La Cina di Xi Jinping, decantata fino a poco tempo fa come modello del Nuovo Ordine Mondiale da uomini come George Soros, ha compreso in tempo l’inizio dell’inevitabile processo di sgretolamento del deep state americano e dell’incrinamento del potere delle grandi famiglie di banchieri internazionali: questo conduce nuovamente nella direzione della firma del presidente Trump dell’Insurrection Act e del potere trasferito ai militari USA.
Né è davvero pensabile che Xi Jinping, per chi conosce profondamente la situazione in cui versa la popolazione cinese, possa mai essere stato disposto a rinunciare al proprio potere e alla propria sovranità nazionale in favore di un nuovo ordine mondiale sovranazionale.
La Cina ha scelto di accelerare quindi tale processo, consolidando invece una solida alleanza con la Russia: è la disfatta del globalismo e del progetto di controllo digitale totalitario.
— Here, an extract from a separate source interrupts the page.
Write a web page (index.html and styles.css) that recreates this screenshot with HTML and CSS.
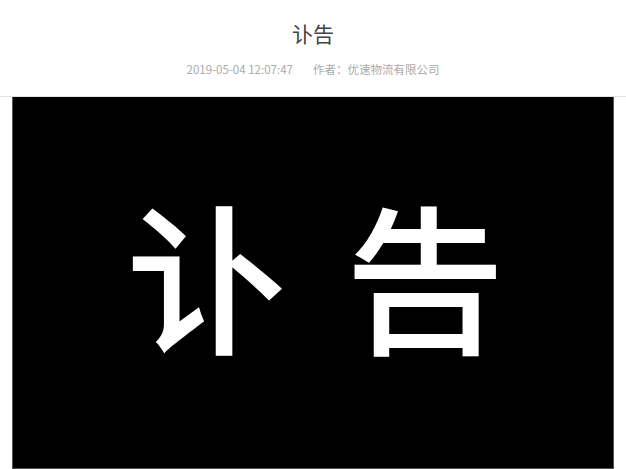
FILE: index.html
```html
<!DOCTYPE html>
<html lang="zh">
<head>
<meta charset="utf-8">
<link rel="stylesheet" href="styles.css">
</head>
<body>
<header class="header">
  <h1 class="title">讣告</h1>
  <div class="meta"><span class="date">2019-05-04 12:07:47</span><span class="author">作者：优速物流有限公司</span></div>
</header>
<main class="content">
  <div class="poster">
    <span class="big">讣</span><span class="big">告</span>
  </div>
</main>
</body>
</html>
```
FILE: styles.css
```css
html, body {
  margin: 0;
  padding: 0;
  background: #fff;
  font-family: "Noto Sans CJK SC", "Noto Sans", sans-serif;
}
.header {
  height: 97px;
  box-sizing: border-box;
  border-bottom: 1px solid #e2e2e2;
  text-align: center;
  padding-top: 18px;
}
.title {
  margin: 0;
  font-size: 21px;
  font-weight: 400;
  line-height: 30px;
  color: #444;
}
.meta {
  margin-top: 13px;
  font-size: 11.5px;
  line-height: 16px;
  color: #aaa;
  display: flex;
  justify-content: center;
  gap: 20px;
}
.content {
  padding: 0 12px;
}
.poster {
  background: #000;
  height: 372px;
  border: 1px solid #555;
  border-top: none;
  display: flex;
  justify-content: center;
  align-items: center;
  gap: 58px;
  padding-left: 6px;
  padding-bottom: 22px;
  box-sizing: border-box;
}
.big {
  color: #fff;
  font-size: 160px;
  line-height: 1;
  font-weight: 500;
}
```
D’altra parte, la decisione di Vladimir Putin di obbligare attraverso un decreto all’acquisto solo in rubli del gas proveniente dalla Russia, sta ponendo in crisi l’Unione Europea. Senza il prezioso gas russo infatti l’intera economia europea verrà duramente colpita, in primo luogo il settore industriale. Mentre il dollaro come moneta di scambio internazionale sta continuando a perdere quota, per ammissione dello stesso Fondo Monetario Internazionale.
Tutto questo, insieme all’alleanza tra i Paesi del BRICS – di cui fanno parte anche Russia e Cina – non potrà che mettere in crisi, anche in breve tempo, la grande finanza internazionale, e, di conseguenza, quelle grandi famiglie di banchieri che da due secoli governano e dirigono l’economia mondiale.
La fine del blocco Euro-Atlantico e dell’Unione Europea globalista sembrano farsi adesso sempre più vicini.